In any given election, he adds, 98 percent of campaign money is spent in 15 or 16 states, leaving the vast majority of the country — and its concerns — out of the game.

“Of course, candidates concentrate on those states during the election,” he said. “Then they get elected and they’re thinking of re-election, and they concentrate on those same states while they’re governing.”

Koza wants to change this via interstate compact. States have the exclusive power to decide how to award their delegates to the Electoral College. Nothing in the Constitution requires them to use the winner-take-all formula that has become the norm. And so changing that formula would not require a constitutional amendment, as many people assume.

“I thought that, too, and I lost a bet when I was in college, a very embarrassing bet to a pre-law student,” Koza said. “The winner-take-all system, not only is it not in the Constitution, but it was only used by three state in the first election. So it was not the choice of the founders.”

Koza, then, dismisses the most common objection to his plan — that somehow, this seems like a sneaky subversion of the Constitution. (The idea could, however, be subject to litigation on the finer points of congressional approval of interstate compacts.) He also frequently hears fears that his system would undermine federalism, the balance of power between the states and the federal government.

“A state is no weaker or stronger if they count votes one way versus another,” he said. Besides, the states would retain the right to change their systems at any time – as Massachusetts, for one, has done throughout its history.

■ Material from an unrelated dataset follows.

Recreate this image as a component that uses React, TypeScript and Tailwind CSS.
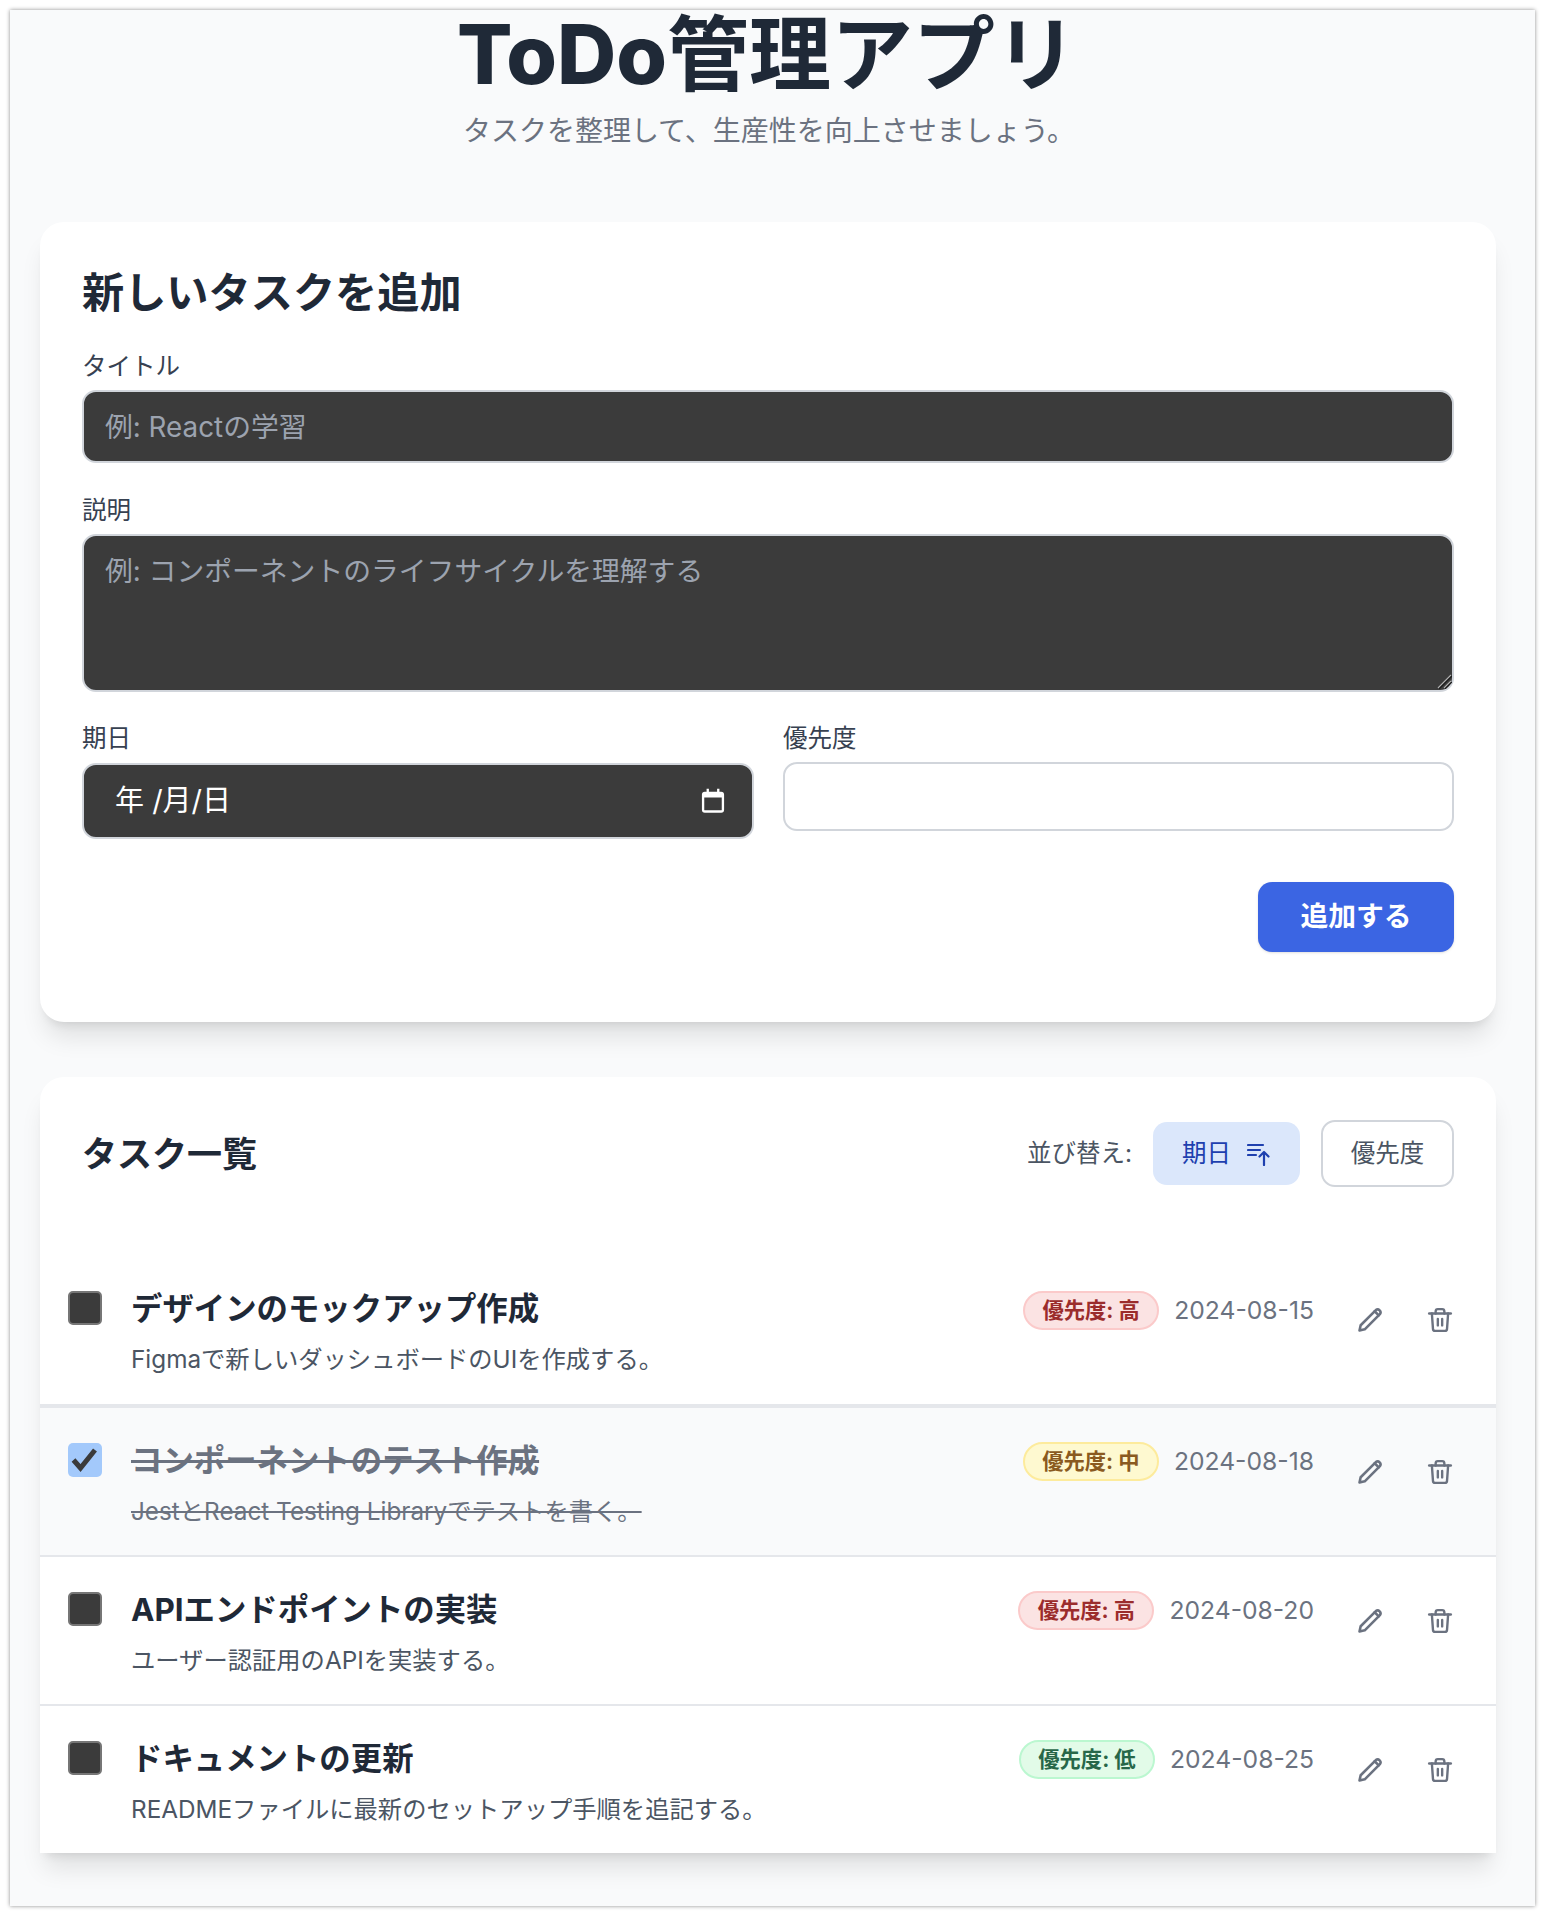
const font = "font-['Inter','Noto_Sans_CJK_JP',sans-serif]";

function SortIcon() {
  return (
    <svg width="24" height="24" viewBox="0 0 24 24" fill="none" stroke="currentColor" strokeWidth="2.2" strokeLinecap="round" strokeLinejoin="round">
      <path d="M1 3h15M1 8h12M1 13h8" />
      <path d="M17 23V10M12.5 14.5 17 10l4.5 4.5" />
    </svg>
  );
}

function PencilIcon() {
  return (
    <svg width="28" height="28" viewBox="0 0 24 24" fill="none" stroke="currentColor" strokeWidth="2.2" strokeLinecap="round" strokeLinejoin="round">
      <path d="M4 16.5 17 3.5a2.5 2.5 0 0 1 3.5 3.5L7.5 20 3 21z" />
      <path d="m16 4.5 3.5 3.5" />
    </svg>
  );
}

function TrashIcon() {
  return (
    <svg width="26" height="26" viewBox="0 0 24 24" fill="none" stroke="currentColor" strokeWidth="2.2" strokeLinecap="round" strokeLinejoin="round">
      <path d="M2 6h20" />
      <path d="M4.5 6l1 14a2 2 0 0 0 2 2h9a2 2 0 0 0 2-2l1-14" />
      <path d="M8 6V4a2 2 0 0 1 2-2h4a2 2 0 0 1 2 2v2" />
      <path d="M10 11v6M14 11v6" />
    </svg>
  );
}

function CalendarIcon() {
  return (
    <svg width="28" height="28" viewBox="0 0 24 24" fill="none" stroke="white" strokeWidth="2">
      <rect x="3.5" y="5" width="17" height="16" rx="1.5" />
      <path d="M3.5 7.5h17" strokeWidth="3" />
      <path d="M7.5 1.5v3.5M16.5 1.5v3.5" />
    </svg>
  );
}

type Priority = "高" | "中" | "低";
const badgeClass: Record<Priority, string> = {
  高: "bg-[#fbe3e3] border-[#fbcaca] text-[#9b2c2c]",
  中: "bg-[#fef9d0] border-[#fdeb9c] text-[#8a5a20]",
  低: "bg-[#e2fbe8] border-[#bbf7d0] text-[#276749]",
};

const tasks: { title: string; desc: string; p: Priority; date: string; done?: boolean }[] = [
  { title: "デザインのモックアップ作成", desc: "Figmaで新しいダッシュボードのUIを作成する。", p: "高", date: "2024-08-15" },
  { title: "コンポーネントのテスト作成", desc: "JestとReact Testing Libraryでテストを書く。", p: "中", date: "2024-08-18", done: true },
  { title: "APIエンドポイントの実装", desc: "ユーザー認証用のAPIを実装する。", p: "高", date: "2024-08-20" },
  { title: "ドキュメントの更新", desc: "READMEファイルに最新のセットアップ手順を追記する。", p: "低", date: "2024-08-25" },
];

const rowBox = [
  "h-[150px] border-b-2 border-[#e5e7eb]",
  "h-[151px] border-y-2 border-[#e5e7eb] bg-[#f9fafb]",
  "h-[149px] border-b-2 border-[#e5e7eb]",
  "h-[147px]",
];

function TaskRow({ t, i }: { t: (typeof tasks)[number]; i: number }) {
  return (
    <div className={`flex items-start pt-[35px] pl-[28px] pr-[42px] ${rowBox[i]}`}>
      {t.done ? (
        <div className="w-[34px] h-[34px] shrink-0 rounded-[5px] bg-[#a3c9fb]">
          <svg width="34" height="34" viewBox="0 0 34 34" fill="none" stroke="#3b3b3b" strokeWidth="5">
            <path d="M5.5 17l7 8L27 7" />
          </svg>
        </div>
      ) : (
        <div className="w-[34px] h-[34px] shrink-0 rounded-[5px] bg-[#3b3b3b] border-2 border-[#767676]" />
      )}
      <div className="ml-[29px] flex-1 min-w-0">
        <div className={`text-[31.4px] leading-[36px] font-bold ${t.done ? "text-[#6b7280] line-through" : "text-[#1f2937]"}`}>{t.title}</div>
        <div className={`mt-[16px] text-[24.3px] leading-[32px] ${t.done ? "text-[#6b7280] line-through" : "text-[#4b5563]"}`}>{t.desc}</div>
      </div>
      <div className={`flex items-center gap-[15px] ${i > 0 ? "-mt-[1px]" : ""}`}>
        <span className={`h-[39px] w-[136px] flex items-center justify-center rounded-full border-2 text-[21.3px] font-bold ${badgeClass[t.p]}`}>
          優先度: {t.p}
        </span>
        <span className="text-[24.7px] leading-[39px] text-[#6b7280]">{t.date}</span>
      </div>
      <div className="ml-[42px] mt-[15px] flex gap-[42px] text-[#6b7280]">
        <div className="w-[28px] h-[28px] flex items-center justify-center"><PencilIcon /></div>
        <div className="w-[28px] h-[28px] flex items-center justify-center"><TrashIcon /></div>
      </div>
    </div>
  );
}

export default function App() {
  return (
    <div className={`bg-white pl-[10px] pr-[9px] py-[10px] ${font}`}>
      <div className="h-[1896px] bg-[#f9fafb] shadow-[0_0_4px_rgba(0,0,0,0.45)] pl-[30px] pr-[39px] overflow-hidden">
        <header className="text-center">
          <h1 className="text-[82px] leading-[90px] font-bold text-[#1f2937] -translate-x-[1px]"><span className="font-extrabold">ToDo</span>管理アプリ</h1>
          <p className="mt-[11px] text-[28px] leading-[40px] text-[#6b7280] translate-x-[1px]">タスクを整理して、生産性を向上させましょう。</p>
        </header>

        <section className="mt-[71px] bg-white rounded-[24px] shadow-xl px-[42px] pt-[43px] pb-[70px]">
          <h2 className="text-[42.2px] leading-[56px] font-bold text-[#1f2937]">新しいタスクを追加</h2>
          <label className="block mt-[29px] mb-[8px] text-[24.5px] leading-[32px] text-[#374151]">タイトル</label>
          <input
            placeholder="例: Reactの学習"
            className="block w-full h-[73px] px-[21px] rounded-[14px] border-2 border-[#d1d5db] bg-[#3b3b3b] text-[27.8px] text-white placeholder:text-[#9ca3af] outline-none"
          />
          <label className="block mt-[31px] mb-[8px] text-[24.5px] leading-[32px] text-[#374151]">説明</label>
          <div className="relative">
            <textarea
              placeholder="例: コンポーネントのライフサイクルを理解する"
              className="block w-full h-[158px] px-[21px] py-[15px] rounded-[14px] border-2 border-[#d1d5db] bg-[#3b3b3b] text-[27.8px] leading-[40px] text-white placeholder:text-[#9ca3af] outline-none resize-none"
            />
            <svg className="absolute right-[2px] bottom-[3px]" width="15" height="15" viewBox="0 0 15 15" fill="none" strokeWidth="1.2">
              <path d="M1 14 14 1M7 14l7-7" stroke="#b0b0b0" />
              <path d="M2 15 15 2M8 15l7-7" stroke="#1c1c1c" />
            </svg>
          </div>
          <div className="mt-[30px] flex gap-[29px] items-start">
            <div className="w-[672px]">
              <label className="block mb-[9px] text-[24.5px] leading-[32px] text-[#374151]">期日</label>
              <div className="h-[76px] pl-[31px] pr-[25px] flex items-center justify-between rounded-[14px] border-2 border-[#d1d5db] bg-[#3b3b3b] text-[29px] text-white">
                <span>年 /月/日</span>
                <CalendarIcon />
              </div>
            </div>
            <div className="flex-1">
              <label className="block mb-[8px] text-[24.5px] leading-[32px] text-[#374151]">優先度</label>
              <div className="h-[69px] rounded-[14px] border-2 border-[#d1d5db] bg-white" />
            </div>
          </div>
          <div className="mt-[43px] flex justify-end">
            <button className="w-[196px] h-[70px] rounded-[14px] bg-[#3b65e3] text-white text-[27.8px] font-bold shadow-sm">追加する</button>
          </div>
        </section>

        <section className="mt-[55px] bg-white rounded-t-[24px] shadow-xl">
          <div className="h-[179px] pl-[42px] pr-[42px] pt-[43px] flex items-start justify-between">
            <h2 className="text-[35px] leading-[69px] font-bold text-[#1f2937]">タスク一覧</h2>
            <div className="flex items-center">
              <span className="text-[24.5px] text-[#4b5563]">並び替え:</span>
              <div className="ml-[21px] w-[147px] h-[63px] flex items-center justify-center gap-[16px] rounded-[14px] bg-[#dbe7fb] text-[24.5px] text-[#1e40af]">
                期日
                <SortIcon />
              </div>
              <div className="ml-[21px] w-[133px] h-[67px] flex items-center justify-center rounded-[14px] border-2 border-[#d1d5db] bg-white text-[24.5px] text-[#4b5563]">優先度</div>
            </div>
          </div>
          <div>
            {tasks.map((t, i) => (
              <TaskRow key={t.title} t={t} i={i} />
            ))}
          </div>
        </section>
      </div>
    </div>
  );
}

Most unnerving, though, is the prospect that voters in Massachusetts, for example, could wind up overwhelmingly supporting one candidate, only to have their state’s entire electoral trove awarded to the other guy. Such scenarios, even if rare, may only bolster the popular gripe that “my vote doesn’t count.”

“The opposition tries to make an issue of that,” Koza said. “The truth is that’s the entire point of the bill — to get away from the state-by-state outcome controlling the White House. If you want candidates to treat every vote equally around the country, if you want them to campaign around the country, then you need a national popular vote.”

Think of it this way, he adds: Do you care how your county voted for governor, or do you just care if your candidate won the office?